Don't forget the Bellingham Freecycle site.  Freecycle now has international branches including here in Vancouver B.C. where I am currently living.  

Also consider doing some Freegan (dumpster diving).  Scavanging was for millenia an important part of our food source (and in fact is today with many poor being forced to do it).  It is a great way to recycle food and other goods - of course with the caveat of health precautions.

I suspect that as we will be forced to downsize as a species in the future (including significant reduction in our population) mining and other extractive endeavors will be much reduced.  Instead we will be mining trash for our natural resources (materials and energy) - hopefully decontaminating a lot of habitat in the process.

We need to develop simple yet efficient recycling techniques / small industries that we can operate locally within a village-size (e.g., commune, echovillage, very small town) settings.  This would include mending / reusing our clothings, reusing or alternate use of packaging / sewage waste, and systematic design where permaculture concepts are applied with production decisions being based not just on their use phase but also on their waste or by-product which should serve as a cost-effective raw material or fuel for another use locally (just like the example you mentioned).  Use of a lot of currently-used materials / chemical would become prohibitive of course - due to their very enormous ecological cost.

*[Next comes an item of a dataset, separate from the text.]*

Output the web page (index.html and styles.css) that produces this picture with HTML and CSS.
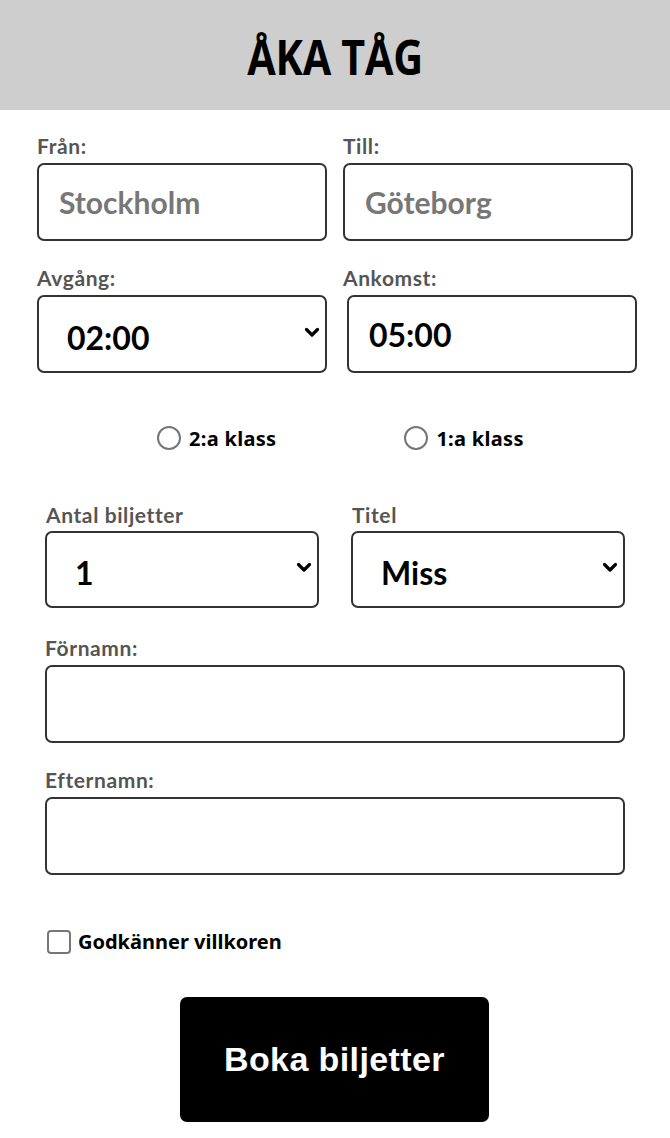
FILE: index.html
```html
<!DOCTYPE html>
<html lang="sv">
<head>
<meta charset="utf-8">
<title>Åka tåg</title>
<link rel="stylesheet" href="styles.css">
</head>
<body>
<header class="top">
  <h1 class="title">ÅKA TÅG</h1>
</header>
<form class="booking">
  <div class="row row-top">
    <div class="field">
      <label class="lbl" for="from">Från:</label>
      <input class="box txt" id="from" type="text" placeholder="Stockholm">
    </div>
    <div class="field">
      <label class="lbl" for="to">Till:</label>
      <input class="box txt" id="to" type="text" placeholder="Göteborg">
    </div>
  </div>
  <div class="row row-time">
    <div class="field">
      <label class="lbl" for="dep">Avgång:</label>
      <div class="sel-wrap">
        <select class="box sel" id="dep"><option>02:00</option></select>
        <svg class="chev" viewBox="0 0 16 11" width="16" height="11"><path d="M2.5 2.5 L8 8 L13.5 2.5" fill="none" stroke="#000" stroke-width="3.2" stroke-linecap="round" stroke-linejoin="round"/></svg>
      </div>
    </div>
    <div class="field">
      <label class="lbl" for="arr">Ankomst:</label>
      <input class="box val shift" id="arr" type="text" value="05:00">
    </div>
  </div>
  <div class="row radios">
    <label class="opt"><input class="radio" type="radio" name="klass"><span>2:a klass</span></label>
    <label class="opt opt-2"><input class="radio" type="radio" name="klass"><span>1:a klass</span></label>
  </div>
  <div class="row row-pass">
    <div class="field narrow">
      <label class="lbl" for="cnt">Antal biljetter</label>
      <div class="sel-wrap">
        <select class="box sel" id="cnt"><option>1</option></select>
        <svg class="chev" viewBox="0 0 16 11" width="16" height="11"><path d="M2.5 2.5 L8 8 L13.5 2.5" fill="none" stroke="#000" stroke-width="3.2" stroke-linecap="round" stroke-linejoin="round"/></svg>
      </div>
    </div>
    <div class="field narrow">
      <label class="lbl" for="tit">Titel</label>
      <div class="sel-wrap">
        <select class="box sel" id="tit"><option>Miss</option></select>
        <svg class="chev" viewBox="0 0 16 11" width="16" height="11"><path d="M2.5 2.5 L8 8 L13.5 2.5" fill="none" stroke="#000" stroke-width="3.2" stroke-linecap="round" stroke-linejoin="round"/></svg>
      </div>
    </div>
  </div>
  <div class="row wide first">
    <div class="field full">
      <label class="lbl" for="fn">Förnamn:</label>
      <input class="box txt" id="fn" type="text">
    </div>
  </div>
  <div class="row wide second">
    <div class="field full">
      <label class="lbl" for="ln">Efternamn:</label>
      <input class="box txt" id="ln" type="text">
    </div>
  </div>
  <div class="row terms">
    <label class="opt"><input class="check" type="checkbox"><span>Godkänner villkoren</span></label>
  </div>
  <div class="row actions">
    <button class="submit" type="button">Boka biljetter</button>
  </div>
</form>
</body>
</html>
```
FILE: styles.css
```css
* { box-sizing: border-box; }
html, body { margin: 0; padding: 0; background: #fff; }
body { font-family: Lato, "Noto Sans", sans-serif; }

.top {
  height: 110px;
  background: #cecece;
  display: flex;
  align-items: center;
  justify-content: center;
}
.title {
  margin: 0;
  font-family: "Open Sans", "Noto Sans", sans-serif;
  font-weight: bold;
  font-size: 48px;
  letter-spacing: -0.3px;
  color: #000;
  line-height: 1;
  padding-top: 4px;
  transform: scaleX(0.86);
}

.booking { display: flex; flex-direction: column; }

.row { display: flex; }
.row-top { padding: 24px 0 0 37px; gap: 16px; }
.row-time { padding: 25px 0 0 37px; gap: 16px; }
.row-pass { padding: 0 0 0 45px; gap: 32px; margin-top: 52px; }
.wide { padding: 0 45px; }
.wide.first { padding-top: 28px; }
.wide.second { padding-top: 25px; }

.field { display: flex; flex-direction: column; width: 290px; }
.field.narrow { width: 274px; }
.field.full { width: 580px; }

.lbl {
  font-size: 21px;
  font-weight: bold;
  color: #555;
  line-height: 24px;
  height: 24px;
  margin-bottom: 5px;
  letter-spacing: 0.6px;
}
.narrow .lbl { padding-left: 1px; margin-bottom: 4px; }

.box {
  display: block;
  width: 100%;
  height: 78px;
  border: 2px solid #333;
  border-radius: 7px;
  background: #fff;
  margin: 0;
  font-family: Lato, "Noto Sans", sans-serif;
  font-weight: bold;
  outline: none;
}
.txt { font-size: 30px; padding: 0 20px; color: #000; }
.txt::placeholder { color: #777; opacity: 1; }
.val { font-size: 32px; padding: 0 20px; color: #000; }
.shift { margin-left: 4px; }

.sel-wrap { position: relative; }
.sel {
  -webkit-appearance: none;
  appearance: none;
  font-size: 32px;
  color: #000;
  padding: 6px 28px 0 28px;
}
.narrow .sel { height: 77px; }
.chev { position: absolute; right: 7px; top: 32px; }
.row-pass .chev { top: 31px; }

.radios { margin-top: 52px; padding-left: 157px; height: 26px; align-items: center; }
.opt {
  display: flex;
  align-items: center;
  gap: 8px;
  font-family: "Noto Sans", sans-serif;
  font-weight: bold;
  font-size: 20px;
  color: #000;
}
.radios .opt span { letter-spacing: 0.3px; }
.opt-2 { margin-left: 128px; }
.radio {
  -webkit-appearance: none;
  appearance: none;
  margin: 0;
  width: 24px;
  height: 24px;
  border: 2px solid #767676;
  border-radius: 50%;
  background: #fff;
}
.terms { padding-left: 47px; margin-top: 53px; }
.terms .opt { gap: 7px; }
.check {
  -webkit-appearance: none;
  appearance: none;
  margin: 0;
  width: 24px;
  height: 24px;
  border: 2px solid #767676;
  border-radius: 4px;
  background: #fff;
}

.actions { justify-content: flex-start; padding-left: 180px; margin-top: 42px; }
.submit {
  width: 309px;
  height: 125px;
  border: 0;
  border-radius: 7px;
  background: #000;
  color: #fff;
  font-family: "Liberation Sans", Arial, sans-serif;
  font-weight: bold;
  font-size: 34px;
  letter-spacing: 0.4px;
  cursor: pointer;
}
```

I hope within TW we can freecycle clothing, furniture, tools, books, food, etc.  Also if someone is demolishing 

a structure and another person is building one they may be able to use their material by recycling.  I would also like to see more repair skills / workshops so we can reuse / prolong use / alternate use the stuff we already have.  I think if TW had a physical hub (or in fact several hubs) such things could be better coordinated.  If this idea gets any traction maybe people can offer their garage at first, then maybe a local church or community center or even a school or some public or NGO site could be converted (or dual use), and eventually possible sustainability hubs created.